## Instruction
Pull out every line with the word "React".

## Data shown
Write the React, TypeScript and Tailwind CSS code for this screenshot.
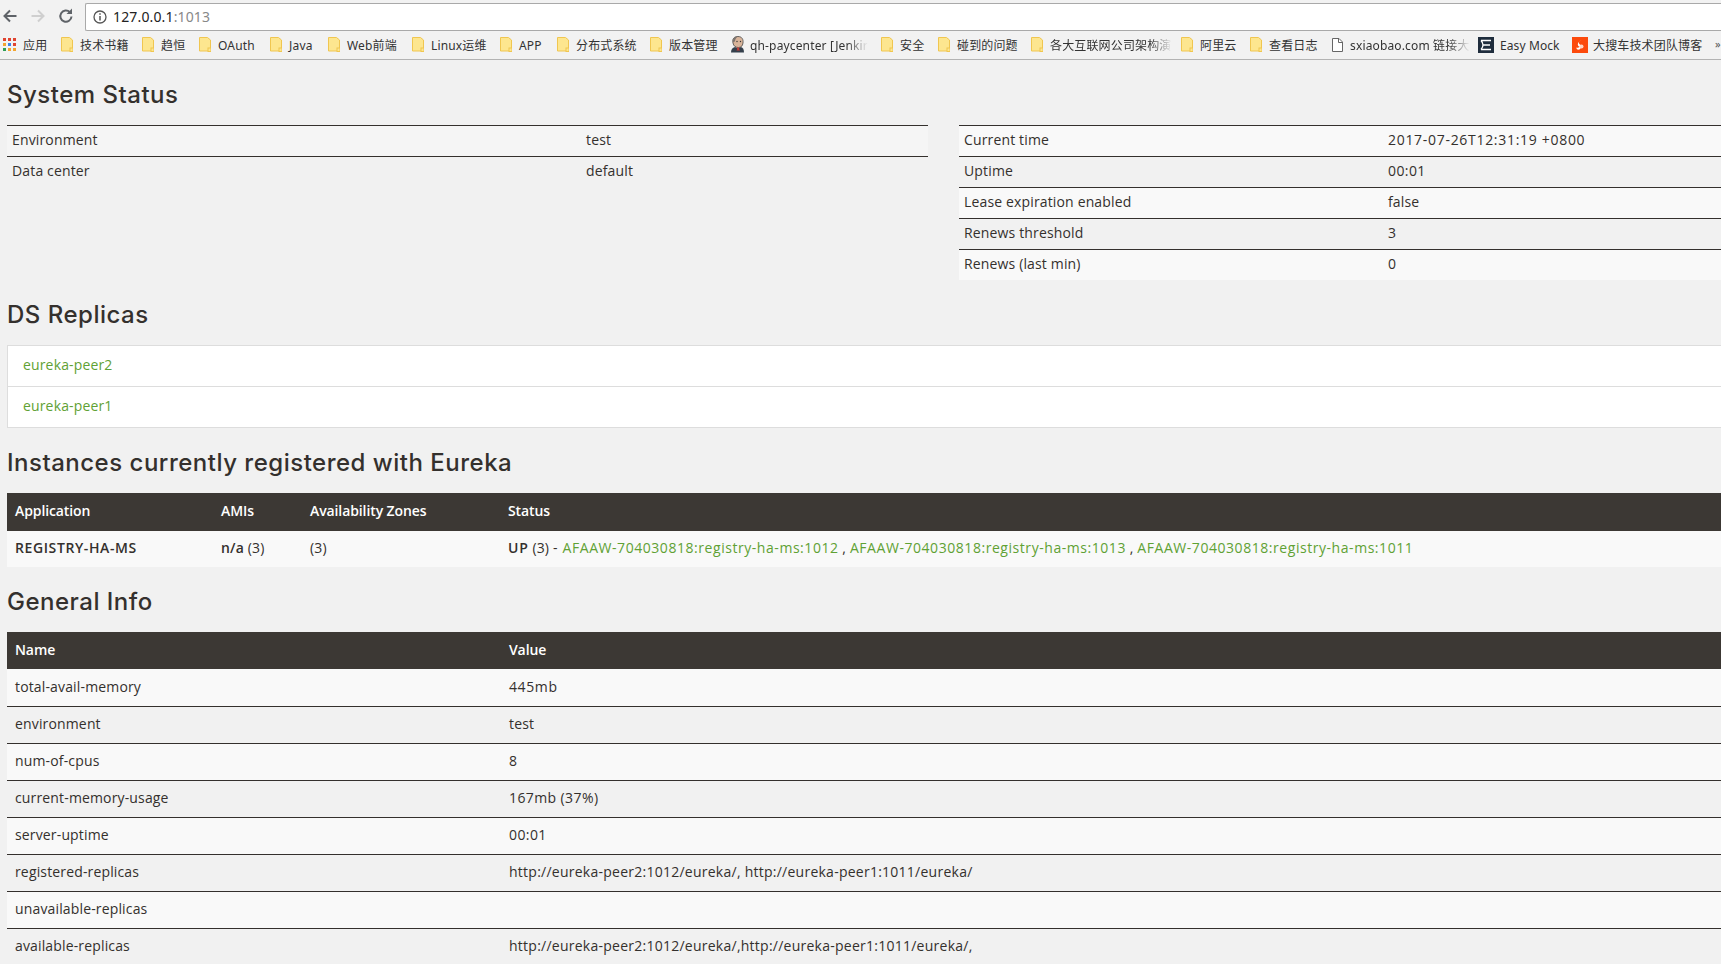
import React from "react";

const sans = "font-['Open_Sans','Noto_Sans_CJK_SC',sans-serif]";

function Folder() {
  return (
    <svg width="12" height="15" viewBox="0 0 12 15" className="shrink-0">
      <path d="M.5.5h8l3 2.5v11H.5z" fill="#fde68f" stroke="#f0c650" />
      <rect x="9" y="11" width="3" height="3.5" fill="#fde68f" stroke="#f0c650" strokeWidth="1" />
    </svg>
  );
}

function Apps() {
  const colors = ["#e0432f", "#e0432f", "#e0432f", "#f3a52f", "#3d82e8", "#e0432f", "#2f9e57", "#f3a52f", "#f3a52f"];
  return (
    <div className="grid shrink-0 grid-cols-[repeat(3,3px)] grid-rows-[repeat(3,3px)] gap-[2px]">
      {colors.map((c, i) => (
        <span key={i} className="block" style={{ backgroundColor: c }} />
      ))}
    </div>
  );
}

function Jenkins() {
  return (
    <svg width="15" height="17" viewBox="0 0 15 17" className="shrink-0">
      <path d="M3 7C2 3 4 .5 8 .5s5.500 3 5 6.500c-.5 3-2 4.500-4.500 4.500C5.500 11.500 3.500 10 3 7z" fill="#d8b49a" stroke="#444" strokeWidth=".8" />
      <path d="M3 6C2.500 2.500 5 .5 8 .5c-2 1-3 3-3 5z" fill="#7b7470" />
      <path d="M1 16.500c0-3 1.500-5 4-5.500l3 1.500 3-1.500c2 .5 3 2.500 3 5.500z" fill="#35404c" />
      <path d="M6.500 11.500h3l-.5 1.500 1 1.500H6.500l.8-1.500z" fill="#c23b36" />
      <circle cx="7" cy="5.500" r=".7" fill="#333" />
      <circle cx="10.500" cy="5.500" r=".7" fill="#333" />
    </svg>
  );
}

function FileIcon() {
  return (
    <svg width="11" height="14" viewBox="0 0 11 14" className="shrink-0">
      <path d="M.5.500h6.500l3.500 3.500v9.500H.5z" fill="#fff" stroke="#666" />
      <path d="M6.500.500v4h4" fill="none" stroke="#666" />
    </svg>
  );
}

function EasyMock() {
  return (
    <svg width="16" height="16" viewBox="0 0 16 16" className="shrink-0">
      <rect width="16" height="16" fill="#1f2d3d" />
      <path d="M3 3.500h10M5.500 8H12M3 12.500h10M3 3.500Q7 8 3 12.500" fill="none" stroke="#fff" strokeWidth="1.300" />
    </svg>
  );
}

function Souche() {
  return (
    <svg width="16" height="16" viewBox="0 0 16 16" className="shrink-0">
      <rect width="16" height="16" fill="#fc4a0c" />
      <path d="M10 3C7 4 6 6 8 7.500c2 1 2 3-.5 5-2 .5-3.500-.5-3-2 2 .5 3 0 3-1C5 9 5 5 10 3z" fill="#fff" />
      <circle cx="9.500" cy="9.500" r="2" fill="#ffd7c6" />
    </svg>
  );
}

const fade = "[mask-image:linear-gradient(to_right,black_82%,transparent)]";

const bookmarks: { label: string; icon: React.ReactNode; w: string; text: string }[] = [
  { label: "应用", icon: <Apps />, w: "w-[58px]", text: "ml-[7px]" },
  { label: "技术书籍", icon: <Folder />, w: "w-[81px]", text: "ml-[7px]" },
  { label: "趋恒", icon: <Folder />, w: "w-[57px]", text: "ml-[7px]" },
  { label: "OAuth", icon: <Folder />, w: "w-[71px]", text: "ml-[7px] tracking-[0.2px]" },
  { label: "Java", icon: <Folder />, w: "w-[58px]", text: "ml-[7px] tracking-[0.2px]" },
  { label: "Web前端", icon: <Folder />, w: "w-[84px]", text: "ml-[7px]" },
  { label: "Linux运维", icon: <Folder />, w: "w-[88px]", text: "ml-[7px]" },
  { label: "APP", icon: <Folder />, w: "w-[57px]", text: "ml-[7px]" },
  { label: "分布式系统", icon: <Folder />, w: "w-[93px]", text: "ml-[7px]" },
  { label: "版本管理", icon: <Folder />, w: "w-[80px]", text: "ml-[7px]" },
  { label: "qh-paycenter [Jenkir", icon: <Jenkins />, w: "w-[151px]", text: `ml-[5px] ${fade}` },
  { label: "安全", icon: <Folder />, w: "w-[57px]", text: "ml-[7px]" },
  { label: "碰到的问题", icon: <Folder />, w: "w-[93px]", text: "ml-[7px]" },
  { label: "各大互联网公司架构演", icon: <Folder />, w: "w-[150px]", text: `ml-[7px] ${fade}` },
  { label: "阿里云", icon: <Folder />, w: "w-[69px]", text: "ml-[7px]" },
  { label: "查看日志", icon: <Folder />, w: "w-[82px]", text: "ml-[7px]" },
  { label: "sxiaobao.com 链接大", icon: <FileIcon />, w: "w-[146px]", text: `ml-[7px] ${fade}` },
  { label: "Easy Mock", icon: <EasyMock />, w: "w-[94px]", text: "ml-[6px] tracking-[0.1px]" },
  { label: "大搜车技术团队博客", icon: <Souche />, w: "w-[143px]", text: "ml-[5px]" },
];

function ChromeBar() {
  return (
    <header className="shrink-0 bg-[#f2f2f2] font-['Noto_Sans','Noto_Sans_CJK_SC',sans-serif]">
      <div className="flex h-[31px] items-center">
        <div className="flex w-[85px] shrink-0 items-center pt-px">
          <svg width="18" height="18" viewBox="0 0 18 18" fill="none" stroke="#5f6368" strokeWidth="2" className="ml-px">
            <path d="M15.500 9H3.500M9 3.500L3.500 9 9 14.500" />
          </svg>
          <svg width="18" height="18" viewBox="0 0 18 18" fill="none" stroke="#cfcfcf" strokeWidth="2" className="ml-[10px]">
            <path d="M2.500 9h12M9 3.500L14.500 9 9 14.500" />
          </svg>
          <svg width="18" height="18" viewBox="0 0 18 18" fill="none" stroke="#5f6368" strokeWidth="2" className="ml-[10px]">
            <path d="M14.500 9.500a5.600 5.600 0 1 1-1.600-4.300" />
            <path d="M15 1.500v5.500H9.500z" fill="#5f6368" stroke="none" />
          </svg>
        </div>
        <div className="mt-[3px] flex h-[28px] flex-1 items-center rounded-l-[2px] border border-r-0 border-[#a9a9a9] bg-white pl-[7px]">
          <svg width="14" height="14" viewBox="0 0 14 14" fill="none" stroke="#555" strokeWidth="1.300" className="shrink-0">
            <circle cx="7" cy="7" r="6" />
            <path d="M7 6v4.500M7 3.300v1.500" strokeWidth="1.500" />
          </svg>
          <span className="ml-[6px] text-[14px] leading-none text-[#222]">
            127.0.0.1<span className="text-[#888]">:1013</span>
          </span>
        </div>
      </div>
      <div className="flex h-[29px] items-center overflow-hidden border-b border-[#b3b3b3] pb-px pl-[3px] text-[12px] text-[#333]">
        {bookmarks.map((b) => (
          <div key={b.label} className={`flex shrink-0 items-center ${b.w}`}>
            {b.icon}
            <span className={`whitespace-nowrap pt-[2px] ${b.text}`}>{b.label}</span>
          </div>
        ))}
        <span className="text-[11px] text-[#555]">»</span>
      </div>
    </header>
  );
}

function Heading({ children, className }: { children: React.ReactNode; className: string }) {
  return (
    <h2 className={`flex h-[34px] shrink-0 items-center font-['Inter',sans-serif] text-[24px] font-medium tracking-[0.5px] text-[#34302d] ${className}`}>
      {children}
    </h2>
  );
}

function KV({ rows, col, stripeFirst }: { rows: [string, string, string?][]; col: string; stripeFirst: string }) {
  return (
    <table className="w-full table-fixed border-separate border-spacing-0">
      <colgroup>
        <col className={col} />
        <col />
      </colgroup>
      <tbody>
        {rows.map(([k, v, t], i) => (
          <tr key={k} className={i % 2 === 0 ? stripeFirst : ""}>
            <td className="h-[31px] border-t border-[#34302d] px-[5px] pb-[3px]">{k}</td>
            <td className={`h-[31px] border-t border-[#34302d] px-[5px] pb-[3px] ${t ?? ""}`}>{v}</td>
          </tr>
        ))}
      </tbody>
    </table>
  );
}

const general: [string, string, string][] = [
  ["total-avail-memory", "445mb", "tracking-[0.6px]"],
  ["environment", "test", ""],
  ["num-of-cpus", "8", ""],
  ["current-memory-usage", "167mb (37%)", "tracking-[0.4px]"],
  ["server-uptime", "00:01", "tracking-[0.4px]"],
  ["registered-replicas", "http://eureka-peer2:1012/eureka/, http://eureka-peer1:1011/eureka/", "tracking-[0.25px]"],
  ["unavailable-replicas", "", ""],
  ["available-replicas", "http://eureka-peer2:1012/eureka/,http://eureka-peer1:1011/eureka/,", "tracking-[0.25px]"],
];

const Link = ({ children }: { children: React.ReactNode }) => (
  <a className="text-[#5fa134]">{children}</a>
);

const Inst = ({ children }: { children: React.ReactNode }) => (
  <a className="tracking-[0.55px] text-[#5fa134]">{children}</a>
);

export default function App() {
  return (
    <div className={`flex h-[964px] w-full flex-col overflow-hidden bg-[#f1f1f1] text-[14px] tracking-[0.15px] text-[#34302d] ${sans}`}>
      <ChromeBar />
      <main className="flex flex-col pl-[7px]">
        <Heading className="mt-[18px] mb-[13px]">System Status</Heading>
        <div className="flex h-[155px] gap-[31px]">
          <div className="w-[921px] shrink-0">
            <KV
              col="w-[574px]"
              stripeFirst="bg-[#f5f5f5]"
              rows={[
                ["Environment", "test"],
                ["Data center", "default"],
              ]}
            />
          </div>
          <div className="flex-1">
            <KV
              col="w-[424px]"
              stripeFirst="bg-[#f9f9f9]"
              rows={[
                ["Current time", "2017-07-26T12:31:19 +0800", "tracking-[0.7px]"],
                ["Uptime", "00:01", "tracking-[0.4px]"],
                ["Lease expiration enabled", "false"],
                ["Renews threshold", "3"],
                ["Renews (last min)", "0"],
              ]}
            />
          </div>
        </div>

        <Heading className="mt-[18px] mb-[13px]">DS Replicas</Heading>
        <ul className="flex flex-col border border-r-0 border-[#dddddd] bg-white">
          <li className="flex h-[41px] items-center border-b border-[#dddddd] pb-[3px] pl-[15px]">
            <Link>eureka-peer2</Link>
          </li>
          <li className="flex h-[40px] items-center pb-[3px] pl-[15px]">
            <Link>eureka-peer1</Link>
          </li>
        </ul>

        <Heading className="mt-[18px] mb-[13px]">Instances currently registered with Eureka</Heading>
        <table className="w-full table-fixed border-separate border-spacing-0">
          <colgroup>
            <col className="w-[206px]" />
            <col className="w-[89px]" />
            <col className="w-[198px]" />
            <col />
          </colgroup>
          <thead>
            <tr className="bg-[#3c3834] text-left tracking-[-0.1px] text-white">
              <th className="h-[38px] px-[8px] pb-[3px] font-semibold">Application</th>
              <th className="px-[8px] pb-[3px] font-semibold">AMIs</th>
              <th className="px-[8px] pb-[3px] font-semibold">Availability Zones</th>
              <th className="px-[8px] pb-[3px] font-semibold">Status</th>
            </tr>
          </thead>
          <tbody>
            <tr className="bg-[#f9f9f9]">
              <td className="h-[36px] px-[8px] pb-[3px] font-semibold tracking-[0.6px]">REGISTRY-HA-MS</td>
              <td className="px-[8px] pb-[3px]">
                <b className="font-semibold">n/a</b> (3)
              </td>
              <td className="px-[8px] pb-[3px]">(3)</td>
              <td className="px-[8px] pb-[3px]">
                <b className="font-semibold tracking-[0.8px]">UP</b> (3) -<span className="ml-[5px]"><Inst>AFAAW-704030818:registry-ha-ms:1012</Inst></span> , <Inst>AFAAW-704030818:registry-ha-ms:1013</Inst> , <Inst>AFAAW-704030818:registry-ha-ms:1011</Inst>
              </td>
            </tr>
          </tbody>
        </table>

        <Heading className="mt-[18px] mb-[13px]">General Info</Heading>
        <table className="w-full table-fixed border-separate border-spacing-0">
          <colgroup>
            <col className="w-[494px]" />
            <col />
          </colgroup>
          <thead>
            <tr className="bg-[#3c3834] text-left tracking-[-0.1px] text-white">
              <th className="h-[37px] px-[8px] pb-[3px] font-semibold">Name</th>
              <th className="px-[8px] pb-[3px] font-semibold">Value</th>
            </tr>
          </thead>
          <tbody>
            {general.map(([k, v, t], i) => (
              <tr key={k} className={i % 2 === 0 ? "bg-[#f9f9f9]" : ""}>
                <td className={`h-[37px] px-[8px] pb-[3px] ${i ? "border-t border-[#34302d]" : ""}`}>{k}</td>
                <td className={`px-[8px] pb-[3px] ${t} ${i ? "border-t border-[#34302d]" : ""}`}>{v}</td>
              </tr>
            ))}
          </tbody>
        </table>
      </main>
    </div>
  );
}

## Full response
Write the React, TypeScript and Tailwind CSS code for this screenshot.
import React from "react";
const bookmarks: { label: string; icon: React.ReactNode; w: string; text: string }[] = [
function Heading({ children, className }: { children: React.ReactNode; className: string }) {
const Link = ({ children }: { children: React.ReactNode }) => (
const Inst = ({ children }: { children: React.ReactNode }) => (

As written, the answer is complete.